El jardín que se ve por la ventana de la habitación de mi madre es como una metáfora de la vida. Sí, como suena (que suena entre profundo y cursi, lo sé)
Resulta que crecen allí, juntas y revueltas, rosas y alcachofas. Pegaditas y, a mi gusto, algo crecidas de más con esta primavera que parece un homenaje al paraguas.
Las rosas son del color que su nombre indica y, aguacero tras aguacero, están alcanzando unas dimensiones tamaño repollo pequeño. Así las llamaba mi suegra, “rosas repollo”, a estas flores enormes y redondonas.
Las alcachofas, en cambio, son todavía medianas aunque prometen. De momento ya pasan de la talla de los llamados corazones (de alcachofa) y hace días que son bastante más grandes que los fondos esos que se sirven con foie (o sucedáneo).
Las rosas son bonitas. Mucho. Si no rimara en plan ripio diría que las rosas son preciosas.

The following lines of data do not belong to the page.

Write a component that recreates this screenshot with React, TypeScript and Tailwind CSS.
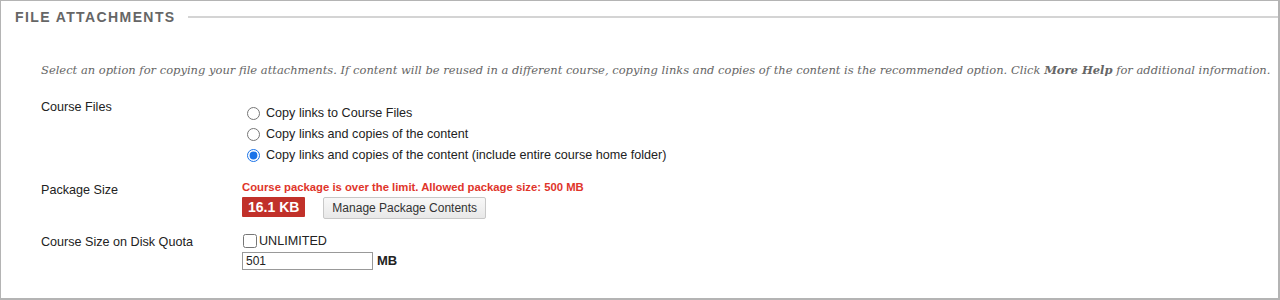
import React from "react";

export default function App() {
  const sans = { fontFamily: '"Liberation Sans", Arial, sans-serif' };
  return (
    <div className="w-[1280px] h-[300px] bg-white border-t border-l border-r-2 border-b-2 border-[#b4b4b4] overflow-hidden" style={sans}>
      <div className="flex items-center pt-[8px] pl-[14px]">
        <h2 className="text-[14px] font-bold tracking-[0.1em] text-[#666] leading-[16px]">FILE ATTACHMENTS</h2>
        <div className="flex-1 h-[2px] bg-[#d4d4d4] ml-[12px]" />
      </div>
      <p
        className="mt-[36px] pl-[40px] italic text-[11.5px] text-[#666] leading-[18px] whitespace-nowrap"
        style={{ fontFamily: '"DejaVu Serif", Georgia, serif' }}
      >
        Select an option for copying your file attachments. If content will be reused in a different course, copying links and copies of the content is the recommended option. Click <b className="font-bold">More Help</b> for additional information.
      </p>
      <div className="grid grid-cols-[201px_1fr] pl-[40px] mt-[20px] text-[12.6px] text-[#222]">
        <div className="leading-[16px]">Course Files</div>
        <div className="flex flex-col gap-[5px] pt-[6px] pl-[5px]">
          {[
            "Copy links to Course Files",
            "Copy links and copies of the content",
            "Copy links and copies of the content (include entire course home folder)",
          ].map((t, i) => (
            <label key={t} className="flex items-center gap-[6px] leading-[16px]">
              <input type="radio" name="cf" defaultChecked={i === 2} className="w-[13px] h-[13px] m-0 accent-[#1a73e8]" />
              <span>{t}</span>
            </label>
          ))}
        </div>

        <div className="mt-[19px] leading-[16px]">Package Size</div>
        <div className="mt-[17px]">
          <div className="text-[11.3px] font-bold text-[#e0352b] leading-[14px]">
            Course package is over the limit. Allowed package size: 500 MB
          </div>
          <div className="flex items-start gap-[18px] mt-[3px]">
            <span className="bg-[#c1312a] text-white font-bold text-[14px] leading-[20px] px-[6px] rounded-[1px]">16.1 KB</span>
            <button className="h-[22px] px-[8px] border border-[#c8c8c8] rounded-[2px] bg-gradient-to-b from-[#f8f8f8] to-[#e8e8e8] text-[12px] text-[#333]">
              Manage Package Contents
            </button>
          </div>
        </div>

        <div className="mt-[15px] leading-[16px]">Course Size on Disk Quota</div>
        <div className="mt-[14px]">
          <label className="flex items-center gap-[2px] pl-[1px] leading-[16px]">
            <input type="checkbox" className="w-[14px] h-[14px] m-0" />
            <span className="text-[#222]">UNLIMITED</span>
          </label>
          <div className="flex items-center gap-[4px] mt-[2px]">
            <input
              defaultValue="501"
              className="w-[131px] h-[18px] border border-[#999] px-[3px] text-[12px] text-[#222] outline-none"
              style={sans}
            />
            <span className="font-bold text-[13px]">MB</span>
          </div>
        </div>
      </div>
    </div>
  );
}
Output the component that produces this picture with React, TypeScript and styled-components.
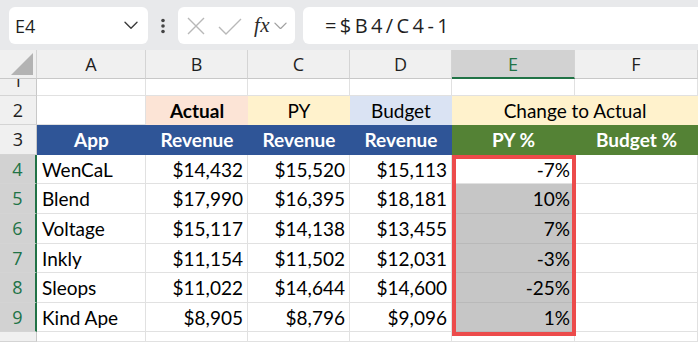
import React from "react";
import styled, { createGlobalStyle } from "styled-components";

const GlobalStyle = createGlobalStyle`
  html, body {
    margin: 0;
    padding: 0;
    background: #ffffff;
  }
  body {
    width: 698px;
    height: 342px;
    overflow: hidden;
  }
`;

const excelGreen = "#217346";

const Page = styled.div`
  width: 698px;
  height: 342px;
  overflow: hidden;
  display: flex;
  flex-direction: column;
`;

const Toolbar = styled.div`
  height: 55px;
  box-sizing: border-box;
  padding: 7px 0 0 9px;
  display: flex;
  align-items: flex-start;
  background: #e8e9eb;
  font-family: "Open Sans", "Noto Sans", sans-serif;
  color: #1f1f1f;
`;

const Box = styled.div`
  height: 37px;
  box-sizing: border-box;
  background: #ffffff;
  border-radius: 6px;
  display: flex;
  align-items: center;
`;

const NameBox = styled(Box)`
  width: 139px;
  padding: 0 10px 0 6px;
  justify-content: space-between;
  font-size: 18px;
`;

const Dots = styled.div`
  width: 30px;
  height: 37px;
  display: flex;
  align-items: center;
  justify-content: center;
`;

const FuncBox = styled(Box)`
  width: 117px;
  padding-left: 8px;
`;

const Fx = styled.span`
  font-family: "Liberation Serif", "DejaVu Serif", serif;
  font-style: italic;
  font-size: 21px;
  color: #2b2b2b;
  margin: 0 4px 0 11px;
  letter-spacing: 0.5px;
`;

const FormulaBox = styled(Box)`
  flex: 1;
  margin-left: 8px;
  border-radius: 6px 0 0 6px;
  padding-left: 22px;
  font-size: 20px;
  letter-spacing: 3.4px;
  color: #1f1f1f;
`;

const Grid = styled.div`
  position: relative;
  display: grid;
  grid-template-columns: 37px 109px 102px 102px 102px 123px 123px;
  grid-template-rows: 29px 17px 29px 30px 29px 30px 30px 29px 30px 29px 10px;
  font-family: Lato, "Open Sans", sans-serif;
  font-size: 19px;
  color: #000000;
`;

const Corner = styled.div`
  background: #f0f0f0;
  border-right: 1px solid #d4d4d4;
  border-bottom: 1px solid #c8c8c8;
  box-sizing: border-box;
  display: flex;
  align-items: flex-end;
  justify-content: flex-end;
  padding: 0 3px 3px 0;
`;

const ColHead = styled.div<{ $selected?: boolean }>`
  box-sizing: border-box;
  background: ${(p) => (p.$selected ? "#d2d2d2" : "#f0f0f0")};
  color: ${(p) => (p.$selected ? excelGreen : "#1f1f1f")};
  border-right: 1px solid #d4d4d4;
  border-bottom: ${(p) => (p.$selected ? `2px solid ${excelGreen}` : "1px solid #c8c8c8")};
  display: flex;
  align-items: center;
  justify-content: center;
  font-family: "Open Sans", "Noto Sans", sans-serif;
  font-size: 18px;
`;

const RowHead = styled.div<{ $selected?: boolean; $clip?: boolean }>`
  box-sizing: border-box;
  background: ${(p) => (p.$selected ? "#d2d2d2" : "#f0f0f0")};
  color: ${(p) => (p.$selected ? excelGreen : "#1f1f1f")};
  border-right: ${(p) => (p.$selected ? `2px solid ${excelGreen}` : "1px solid #c8c8c8")};
  border-bottom: 1px solid #d4d4d4;
  display: flex;
  align-items: ${(p) => (p.$clip ? "flex-end" : "center")};
  justify-content: center;
  overflow: hidden;
  font-family: "Open Sans", "Noto Sans", sans-serif;
  font-size: 18px;
  line-height: 29px;
`;

const Cell = styled.div<{
  $fill?: string;
  $line?: string;
  $align?: "left" | "right" | "center";
  $bold?: boolean;
  $color?: string;
  $span?: number;
}>`
  box-sizing: border-box;
  grid-column: ${(p) => (p.$span ? `span ${p.$span}` : "auto")};
  background: ${(p) => p.$fill || "#ffffff"};
  color: ${(p) => p.$color || "#000000"};
  font-weight: ${(p) => (p.$bold ? 700 : 400)};
  border-right: 1px solid ${(p) => p.$line || p.$fill || "#e1e1e1"};
  border-bottom: 1px solid ${(p) => p.$line || p.$fill || "#e1e1e1"};
  display: flex;
  align-items: center;
  justify-content: ${(p) =>
    p.$align === "right" ? "flex-end" : p.$align === "center" ? "center" : "flex-start"};
  padding: 0 4px 0 5px;
  white-space: nowrap;
  overflow: hidden;
`;

/* annotation drawn over E4:E9 — absolute child whose containing block is that grid area */
const Highlight = styled.div`
  position: absolute;
  grid-column: 6 / 7;
  grid-row: 5 / 11;
  top: 0;
  left: 0;
  right: -1px;
  bottom: -4px;
  border: 4px solid #ec4b4b;
  pointer-events: none;
  z-index: 2;
`;

const ChevronDown = ({ color = "#444", size = 14 }: { color?: string; size?: number }) => (
  <svg width={size} height={size * 0.6} viewBox="0 0 14 8" fill="none">
    <path d="M1 1 L7 7 L13 1" stroke={color} strokeWidth="1.4" strokeLinecap="round" strokeLinejoin="round" />
  </svg>
);

const rows = [
  ["WenCaL", "$14,432", "$15,520", "$15,113", "-7%"],
  ["Blend", "$17,990", "$16,395", "$18,181", "10%"],
  ["Voltage", "$15,117", "$14,138", "$13,455", "7%"],
  ["Inkly", "$11,154", "$11,502", "$12,031", "-3%"],
  ["Sleops", "$11,022", "$14,644", "$14,600", "-25%"],
  ["Kind Ape", "$8,905", "$8,796", "$9,096", "1%"],
];

const blue = "#2f5597";
const green = "#548235";

export default function App() {
  return (
    <Page>
      <GlobalStyle />
      <Toolbar>
        <NameBox>
          <span>E4</span>
          <ChevronDown color="#3a3a3a" size={14} />
        </NameBox>
        <Dots>
          <svg width="6" height="16" viewBox="0 0 6 16">
            <circle cx="3" cy="2.5" r="1.8" fill="#444" />
            <circle cx="3" cy="8" r="1.8" fill="#444" />
            <circle cx="3" cy="13.5" r="1.8" fill="#444" />
          </svg>
        </Dots>
        <FuncBox>
          <svg width="20" height="20" viewBox="0 0 20 20">
            <path d="M2 2 L18 18 M18 2 L2 18" stroke="#b8b8b8" strokeWidth="1.4" />
          </svg>
          <svg width="26" height="20" viewBox="0 0 26 20" style={{ marginLeft: 11 }}>
            <path d="M2 11 L9 18 L24 3" stroke="#b8b8b8" strokeWidth="1.4" fill="none" />
          </svg>
          <Fx>fx</Fx>
          <ChevronDown color="#a0a0a0" size={13} />
        </FuncBox>
        <FormulaBox>=$B4/C4-1</FormulaBox>
      </Toolbar>
      <Grid>
        <Corner>
          <svg width="22" height="22" viewBox="0 0 22 22">
            <polygon points="22,0 22,22 0,22" fill="#b3b3b3" />
          </svg>
        </Corner>
        {["A", "B", "C", "D", "E", "F"].map((c) => (
          <ColHead key={c} $selected={c === "E"}>
            {c}
          </ColHead>
        ))}

        <RowHead $clip>1</RowHead>
        {Array.from({ length: 6 }).map((_, i) => (
          <Cell key={`r1-${i}`} />
        ))}

        <RowHead>2</RowHead>
        <Cell />
        <Cell $fill="#fce4d6" $align="center" $bold>
          Actual
        </Cell>
        <Cell $fill="#fff2cc" $align="center">
          PY
        </Cell>
        <Cell $fill="#dae3f3" $align="center">
          Budget
        </Cell>
        <Cell $fill="#fff2cc" $align="center" $span={2}>
          Change to Actual
        </Cell>

        <RowHead>3</RowHead>
        <Cell $fill={blue} $color="#ffffff" $bold $align="center">
          App
        </Cell>
        <Cell $fill={blue} $color="#ffffff" $bold $align="center">
          Revenue
        </Cell>
        <Cell $fill={blue} $color="#ffffff" $bold $align="center">
          Revenue
        </Cell>
        <Cell $fill={blue} $color="#ffffff" $bold $align="center">
          Revenue
        </Cell>
        <Cell $fill={green} $color="#ffffff" $bold $align="center">
          PY %
        </Cell>
        <Cell $fill={green} $color="#ffffff" $bold $align="center">
          Budget %
        </Cell>

        {rows.map((r, i) => (
          <React.Fragment key={r[0]}>
            <RowHead $selected>{i + 4}</RowHead>
            <Cell>{r[0]}</Cell>
            <Cell $align="right">{r[1]}</Cell>
            <Cell $align="right">{r[2]}</Cell>
            <Cell $align="right">{r[3]}</Cell>
            <Cell
              $align="right"
              $fill={i === 0 ? undefined : "#c6c6c6"}
              $line={i === 0 ? undefined : "#b9b9b9"}
            >
              {r[4]}
            </Cell>
            <Cell />
          </React.Fragment>
        ))}

        <RowHead />
        {Array.from({ length: 6 }).map((_, i) => (
          <Cell key={`r10-${i}`} />
        ))}

        <Highlight />
      </Grid>
    </Page>
  );
}
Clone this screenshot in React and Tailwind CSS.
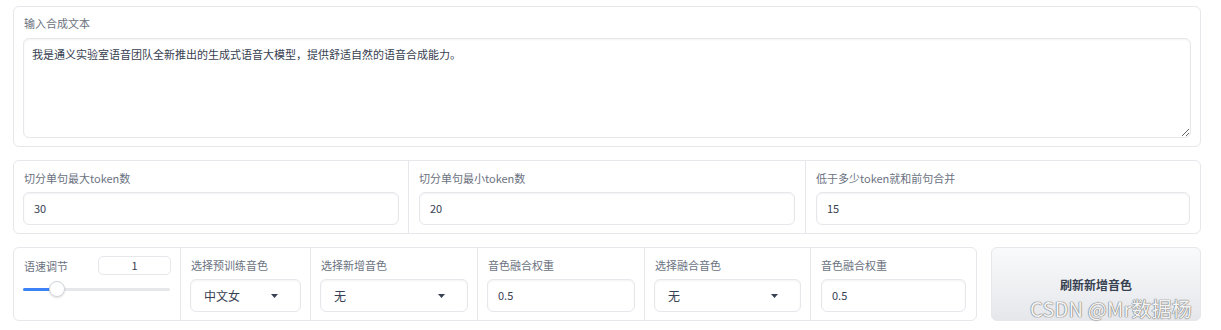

Y huelen además. A perfume de Adolfo Domínguez o así. Duran poco, qué se le va a hacer.
La planta de las alcachofas tiene toda la pinta de ser carnívora y crecer cada noche. No dormiría yo tranquila con eso bajo la ventana. Tampoco tiene aroma reconocible. Pero tiene la ventaja de que, tarde o temprano, dará lugar a un plato delicioso.
Esta primavera podemos elegir. En la vida, también. Yo me decanto por la menestra, artesana y sabrosa. Aunque la planta, la verdad, me da mucho miedo.